| STATED PROBLEM |
Each line in the entries below that holds the string "components" is to be listed.

| RECORDS SHOWN |
::::
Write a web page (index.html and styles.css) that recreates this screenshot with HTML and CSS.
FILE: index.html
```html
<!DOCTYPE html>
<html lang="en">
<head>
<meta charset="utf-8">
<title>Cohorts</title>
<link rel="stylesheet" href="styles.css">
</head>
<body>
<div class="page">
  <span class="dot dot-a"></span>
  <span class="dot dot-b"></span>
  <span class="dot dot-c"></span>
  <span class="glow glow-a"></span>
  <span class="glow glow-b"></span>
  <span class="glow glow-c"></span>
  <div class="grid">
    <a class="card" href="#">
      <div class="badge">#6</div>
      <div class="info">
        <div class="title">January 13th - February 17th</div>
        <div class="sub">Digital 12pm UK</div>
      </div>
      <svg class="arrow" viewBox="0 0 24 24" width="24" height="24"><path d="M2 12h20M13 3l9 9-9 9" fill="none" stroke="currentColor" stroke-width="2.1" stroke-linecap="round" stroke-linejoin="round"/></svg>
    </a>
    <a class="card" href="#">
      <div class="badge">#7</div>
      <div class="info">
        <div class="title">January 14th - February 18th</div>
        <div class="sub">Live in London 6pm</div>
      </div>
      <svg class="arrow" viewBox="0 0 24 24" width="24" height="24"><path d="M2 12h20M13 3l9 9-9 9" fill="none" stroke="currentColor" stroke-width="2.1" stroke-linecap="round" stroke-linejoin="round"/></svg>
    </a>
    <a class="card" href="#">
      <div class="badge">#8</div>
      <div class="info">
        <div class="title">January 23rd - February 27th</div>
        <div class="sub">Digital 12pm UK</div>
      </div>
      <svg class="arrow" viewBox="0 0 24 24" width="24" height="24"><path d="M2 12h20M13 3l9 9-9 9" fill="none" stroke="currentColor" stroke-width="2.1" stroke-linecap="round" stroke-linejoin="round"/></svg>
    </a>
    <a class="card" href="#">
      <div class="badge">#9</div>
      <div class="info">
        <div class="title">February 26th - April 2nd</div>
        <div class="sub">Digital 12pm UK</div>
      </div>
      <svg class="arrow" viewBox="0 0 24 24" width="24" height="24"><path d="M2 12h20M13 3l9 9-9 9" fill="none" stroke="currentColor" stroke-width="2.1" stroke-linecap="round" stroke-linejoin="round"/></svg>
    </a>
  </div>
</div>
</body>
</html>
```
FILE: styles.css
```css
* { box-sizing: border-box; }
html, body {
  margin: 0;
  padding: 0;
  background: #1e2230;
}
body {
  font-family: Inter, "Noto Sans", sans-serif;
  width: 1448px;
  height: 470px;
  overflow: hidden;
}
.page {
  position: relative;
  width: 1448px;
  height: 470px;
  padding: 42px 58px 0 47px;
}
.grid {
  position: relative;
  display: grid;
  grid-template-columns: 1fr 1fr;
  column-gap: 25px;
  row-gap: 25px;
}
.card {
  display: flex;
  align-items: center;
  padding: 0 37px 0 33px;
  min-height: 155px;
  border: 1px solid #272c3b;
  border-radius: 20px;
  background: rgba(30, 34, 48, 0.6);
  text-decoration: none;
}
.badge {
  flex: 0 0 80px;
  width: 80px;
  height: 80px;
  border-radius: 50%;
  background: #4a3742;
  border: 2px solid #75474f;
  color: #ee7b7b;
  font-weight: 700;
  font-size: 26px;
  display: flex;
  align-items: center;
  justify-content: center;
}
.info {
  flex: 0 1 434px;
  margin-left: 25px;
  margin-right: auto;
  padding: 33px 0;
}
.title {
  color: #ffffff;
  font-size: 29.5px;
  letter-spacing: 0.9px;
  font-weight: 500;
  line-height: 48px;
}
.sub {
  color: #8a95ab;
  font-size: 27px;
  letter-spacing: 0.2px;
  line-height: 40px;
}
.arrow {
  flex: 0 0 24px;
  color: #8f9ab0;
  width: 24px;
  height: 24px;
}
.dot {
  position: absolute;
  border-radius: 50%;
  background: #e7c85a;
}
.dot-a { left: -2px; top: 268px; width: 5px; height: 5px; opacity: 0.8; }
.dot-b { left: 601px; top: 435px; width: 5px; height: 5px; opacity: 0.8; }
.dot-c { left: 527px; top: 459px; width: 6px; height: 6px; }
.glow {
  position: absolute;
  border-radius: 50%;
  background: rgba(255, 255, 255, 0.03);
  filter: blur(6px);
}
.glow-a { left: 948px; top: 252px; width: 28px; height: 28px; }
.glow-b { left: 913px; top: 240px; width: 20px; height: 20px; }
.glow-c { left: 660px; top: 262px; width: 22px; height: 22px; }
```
::::
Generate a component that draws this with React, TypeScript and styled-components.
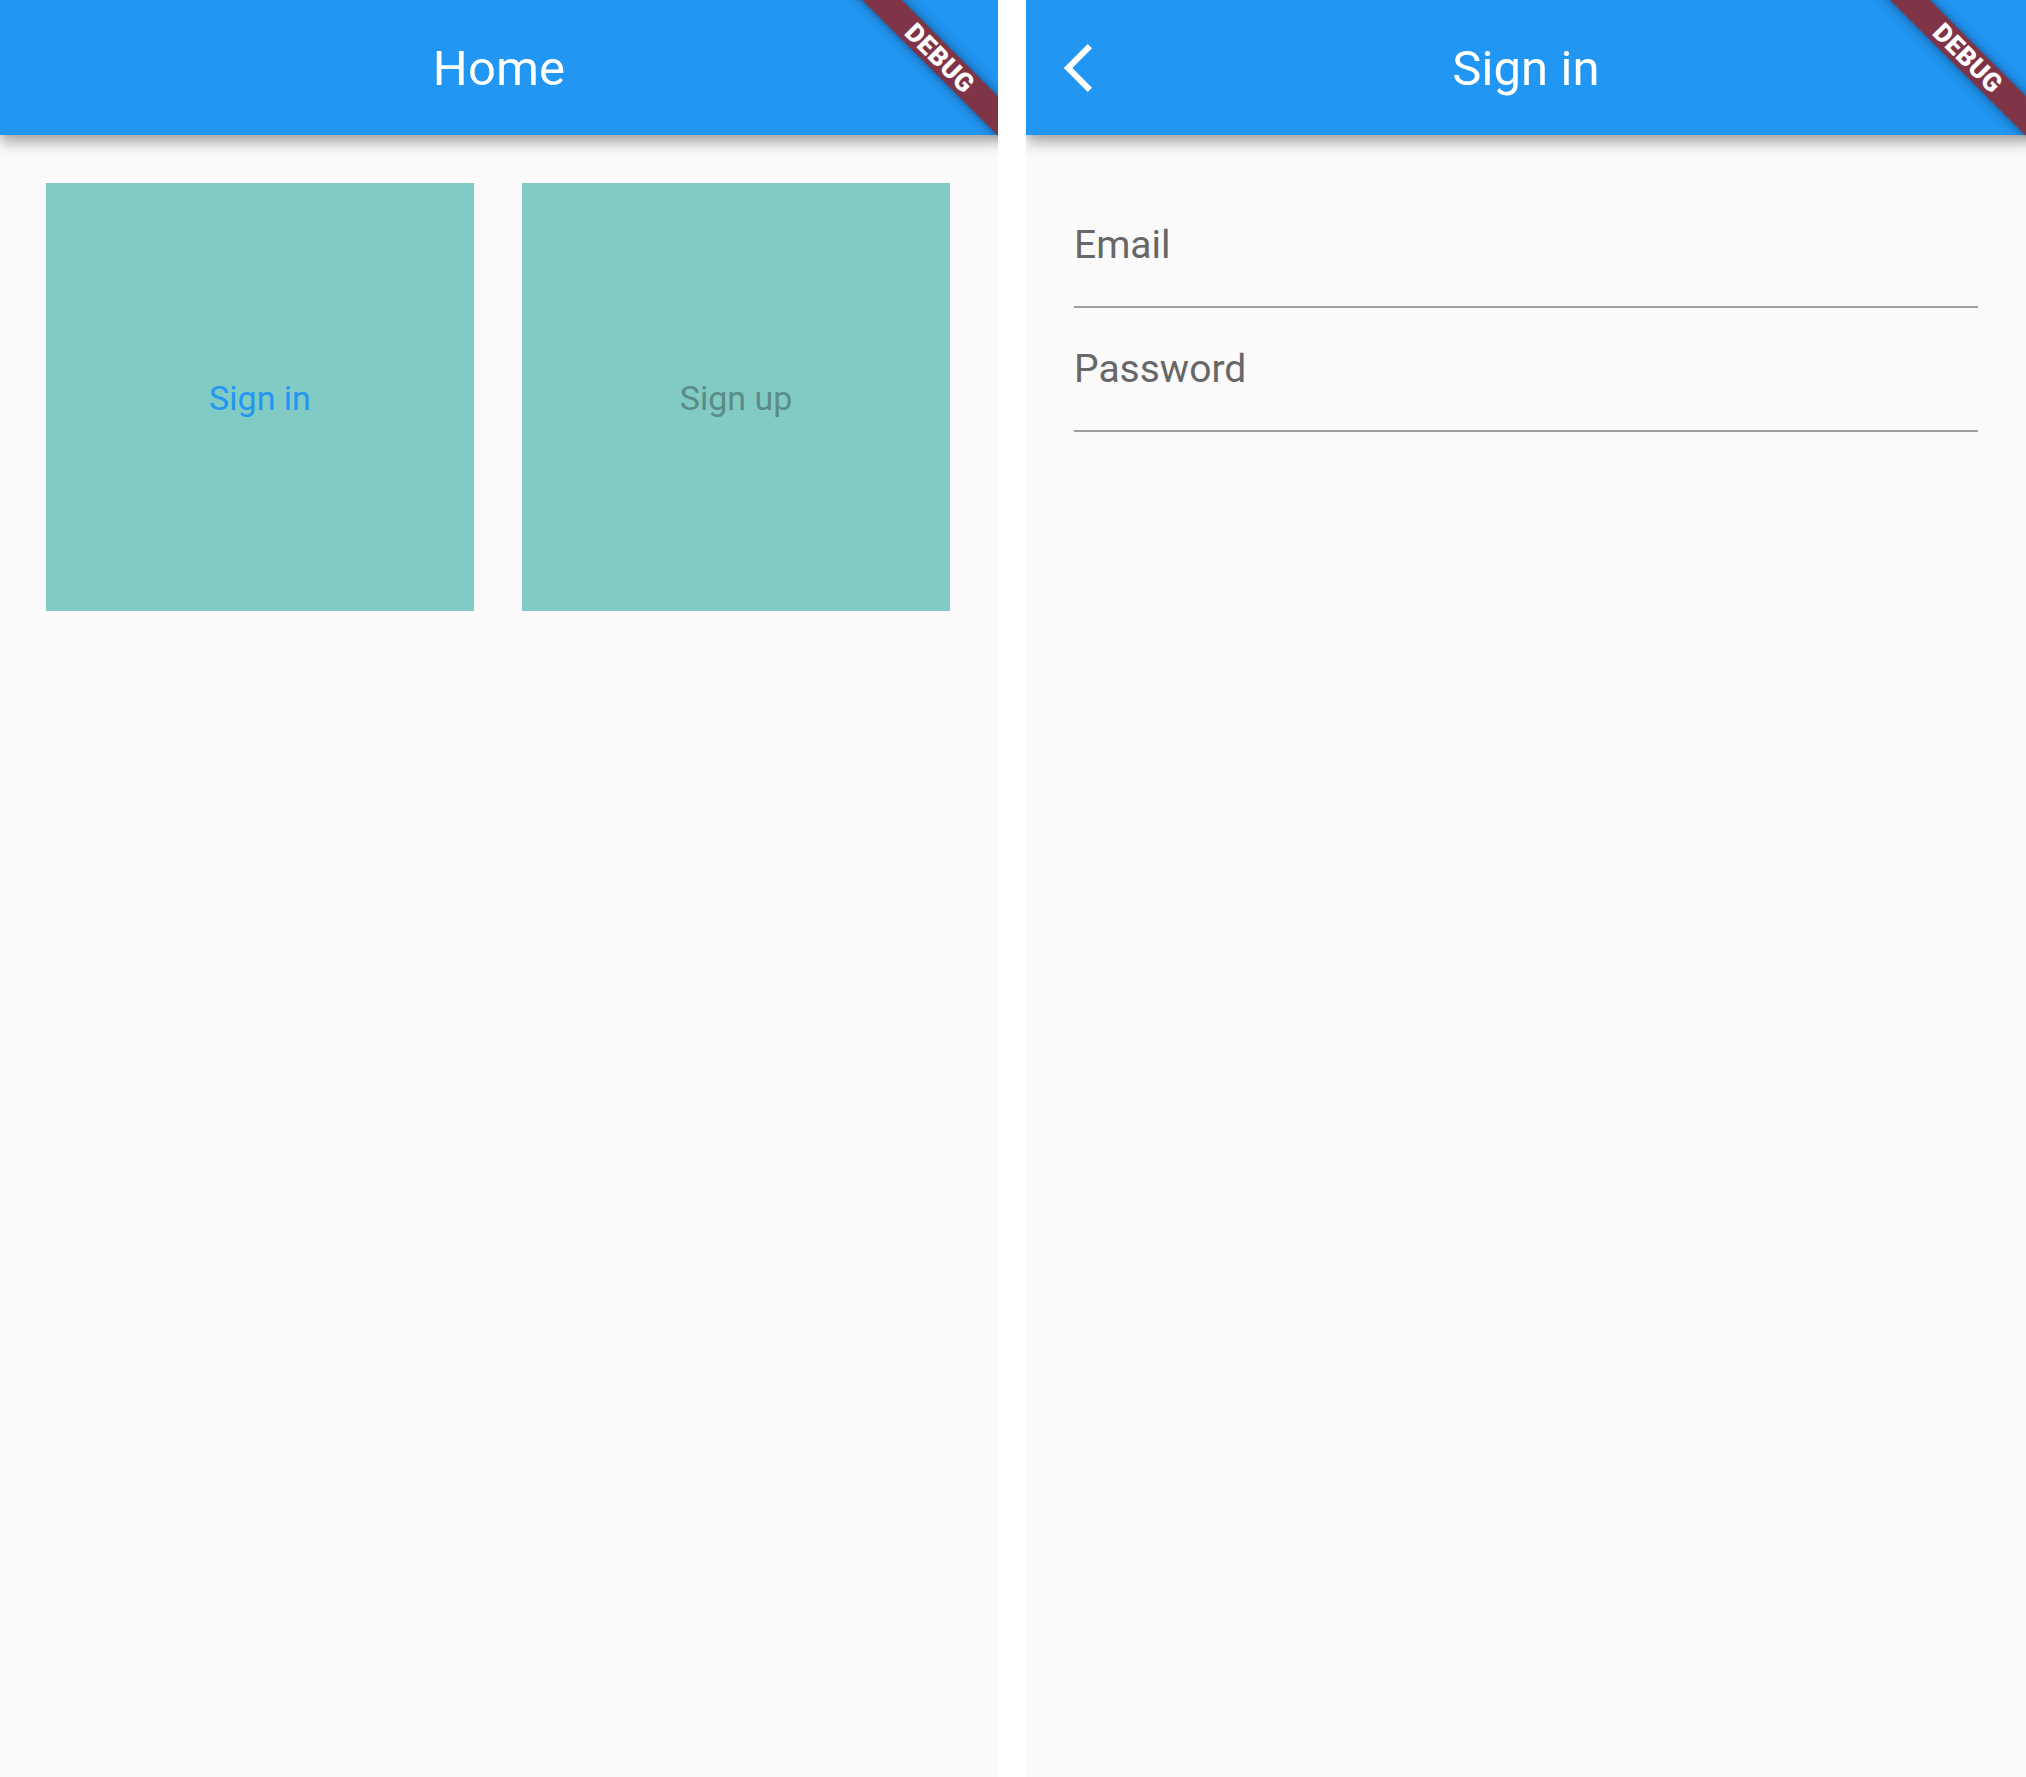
::::
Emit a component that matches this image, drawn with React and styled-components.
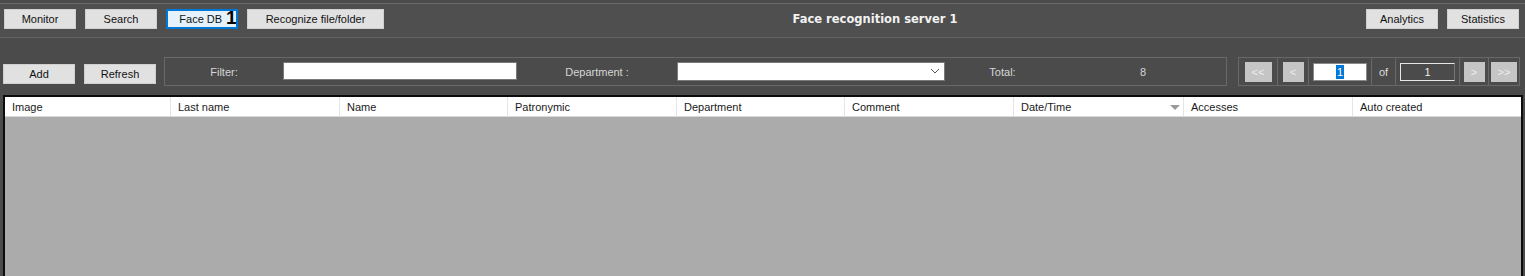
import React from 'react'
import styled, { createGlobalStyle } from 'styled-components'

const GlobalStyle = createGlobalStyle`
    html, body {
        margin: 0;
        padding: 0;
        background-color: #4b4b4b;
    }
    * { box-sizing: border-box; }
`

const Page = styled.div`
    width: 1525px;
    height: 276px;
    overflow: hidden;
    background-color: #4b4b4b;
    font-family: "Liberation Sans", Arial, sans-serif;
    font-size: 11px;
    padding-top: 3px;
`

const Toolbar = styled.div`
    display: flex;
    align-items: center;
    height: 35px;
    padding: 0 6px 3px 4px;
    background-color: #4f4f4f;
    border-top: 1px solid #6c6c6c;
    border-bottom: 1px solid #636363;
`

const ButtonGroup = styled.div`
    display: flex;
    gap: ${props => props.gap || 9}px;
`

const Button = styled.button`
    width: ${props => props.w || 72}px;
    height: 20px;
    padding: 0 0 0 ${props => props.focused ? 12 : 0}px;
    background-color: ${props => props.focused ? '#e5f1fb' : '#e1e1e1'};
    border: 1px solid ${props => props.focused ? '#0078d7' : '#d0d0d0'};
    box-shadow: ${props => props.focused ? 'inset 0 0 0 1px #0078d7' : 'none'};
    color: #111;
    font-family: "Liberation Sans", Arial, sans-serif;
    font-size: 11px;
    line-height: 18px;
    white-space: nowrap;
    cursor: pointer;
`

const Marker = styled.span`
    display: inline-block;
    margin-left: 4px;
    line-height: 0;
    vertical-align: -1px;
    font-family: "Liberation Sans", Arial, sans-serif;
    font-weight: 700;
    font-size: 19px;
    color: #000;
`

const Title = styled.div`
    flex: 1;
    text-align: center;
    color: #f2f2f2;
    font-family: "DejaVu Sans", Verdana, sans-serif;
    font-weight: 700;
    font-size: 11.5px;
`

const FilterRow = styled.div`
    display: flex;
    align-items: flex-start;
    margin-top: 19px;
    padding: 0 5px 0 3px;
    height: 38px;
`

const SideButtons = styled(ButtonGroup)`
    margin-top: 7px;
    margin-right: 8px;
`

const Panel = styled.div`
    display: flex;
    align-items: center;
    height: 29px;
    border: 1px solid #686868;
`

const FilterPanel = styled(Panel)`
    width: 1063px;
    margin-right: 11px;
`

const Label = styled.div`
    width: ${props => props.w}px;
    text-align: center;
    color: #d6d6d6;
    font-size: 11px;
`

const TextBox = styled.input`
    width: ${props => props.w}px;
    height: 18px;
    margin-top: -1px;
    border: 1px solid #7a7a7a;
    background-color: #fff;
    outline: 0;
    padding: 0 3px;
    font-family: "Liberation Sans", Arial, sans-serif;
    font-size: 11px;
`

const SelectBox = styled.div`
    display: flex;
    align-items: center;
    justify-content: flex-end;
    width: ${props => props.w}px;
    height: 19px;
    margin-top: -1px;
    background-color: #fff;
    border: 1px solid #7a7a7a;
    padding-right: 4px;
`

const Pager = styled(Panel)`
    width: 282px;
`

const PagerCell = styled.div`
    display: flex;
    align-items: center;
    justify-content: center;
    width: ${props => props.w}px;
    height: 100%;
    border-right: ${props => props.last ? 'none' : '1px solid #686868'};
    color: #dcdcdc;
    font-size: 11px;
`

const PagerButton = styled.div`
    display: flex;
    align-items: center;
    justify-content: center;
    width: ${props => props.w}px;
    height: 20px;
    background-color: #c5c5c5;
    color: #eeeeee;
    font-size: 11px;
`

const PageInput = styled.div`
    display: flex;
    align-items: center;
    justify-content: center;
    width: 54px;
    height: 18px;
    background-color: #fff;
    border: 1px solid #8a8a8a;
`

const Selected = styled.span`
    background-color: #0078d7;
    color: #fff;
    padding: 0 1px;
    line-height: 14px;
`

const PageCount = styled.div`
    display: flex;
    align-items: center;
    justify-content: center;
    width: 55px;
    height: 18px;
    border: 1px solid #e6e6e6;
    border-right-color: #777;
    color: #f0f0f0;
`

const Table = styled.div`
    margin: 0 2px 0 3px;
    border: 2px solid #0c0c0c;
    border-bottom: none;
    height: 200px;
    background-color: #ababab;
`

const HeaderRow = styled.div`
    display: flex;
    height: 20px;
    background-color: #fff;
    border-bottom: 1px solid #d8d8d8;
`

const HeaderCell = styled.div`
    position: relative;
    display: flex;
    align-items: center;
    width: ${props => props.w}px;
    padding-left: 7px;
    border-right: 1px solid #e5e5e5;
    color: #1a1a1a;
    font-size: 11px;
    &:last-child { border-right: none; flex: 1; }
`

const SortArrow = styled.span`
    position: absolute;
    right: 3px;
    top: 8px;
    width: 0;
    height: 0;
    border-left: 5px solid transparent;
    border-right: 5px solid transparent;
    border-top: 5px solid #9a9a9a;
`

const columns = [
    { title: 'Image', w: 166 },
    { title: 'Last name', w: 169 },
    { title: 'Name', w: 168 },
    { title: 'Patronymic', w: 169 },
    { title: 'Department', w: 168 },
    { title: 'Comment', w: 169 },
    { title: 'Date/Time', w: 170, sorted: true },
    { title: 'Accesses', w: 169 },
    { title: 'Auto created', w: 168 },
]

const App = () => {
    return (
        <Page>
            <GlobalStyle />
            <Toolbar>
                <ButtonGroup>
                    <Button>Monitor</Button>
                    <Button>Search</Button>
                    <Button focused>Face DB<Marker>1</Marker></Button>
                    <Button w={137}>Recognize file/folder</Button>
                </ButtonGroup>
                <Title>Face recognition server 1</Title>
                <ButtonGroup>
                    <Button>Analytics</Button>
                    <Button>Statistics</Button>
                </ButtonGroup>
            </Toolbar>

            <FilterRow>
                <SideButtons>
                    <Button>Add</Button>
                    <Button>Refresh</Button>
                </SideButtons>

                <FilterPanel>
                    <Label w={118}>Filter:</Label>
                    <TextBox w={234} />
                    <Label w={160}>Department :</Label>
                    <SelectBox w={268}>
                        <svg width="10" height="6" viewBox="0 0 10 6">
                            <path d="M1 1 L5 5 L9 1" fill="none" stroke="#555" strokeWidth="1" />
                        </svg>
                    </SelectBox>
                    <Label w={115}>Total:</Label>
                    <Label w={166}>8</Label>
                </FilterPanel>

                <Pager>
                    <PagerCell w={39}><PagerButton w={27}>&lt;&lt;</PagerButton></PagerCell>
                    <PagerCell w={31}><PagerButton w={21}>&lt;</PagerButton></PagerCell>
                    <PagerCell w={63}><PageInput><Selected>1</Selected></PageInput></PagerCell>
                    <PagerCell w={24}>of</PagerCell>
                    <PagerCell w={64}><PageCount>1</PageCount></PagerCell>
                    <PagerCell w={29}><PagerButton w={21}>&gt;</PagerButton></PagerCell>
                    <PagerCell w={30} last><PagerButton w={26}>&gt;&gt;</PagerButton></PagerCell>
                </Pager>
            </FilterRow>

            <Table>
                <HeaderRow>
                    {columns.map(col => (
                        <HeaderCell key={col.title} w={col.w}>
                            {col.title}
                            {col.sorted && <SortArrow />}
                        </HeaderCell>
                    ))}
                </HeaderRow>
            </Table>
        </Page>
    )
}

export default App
::::
| RESPONSE |
Generate a component that draws this with React, TypeScript and styled-components.
Emit a component that matches this image, drawn with React and styled-components.
import styled, { createGlobalStyle } from 'styled-components'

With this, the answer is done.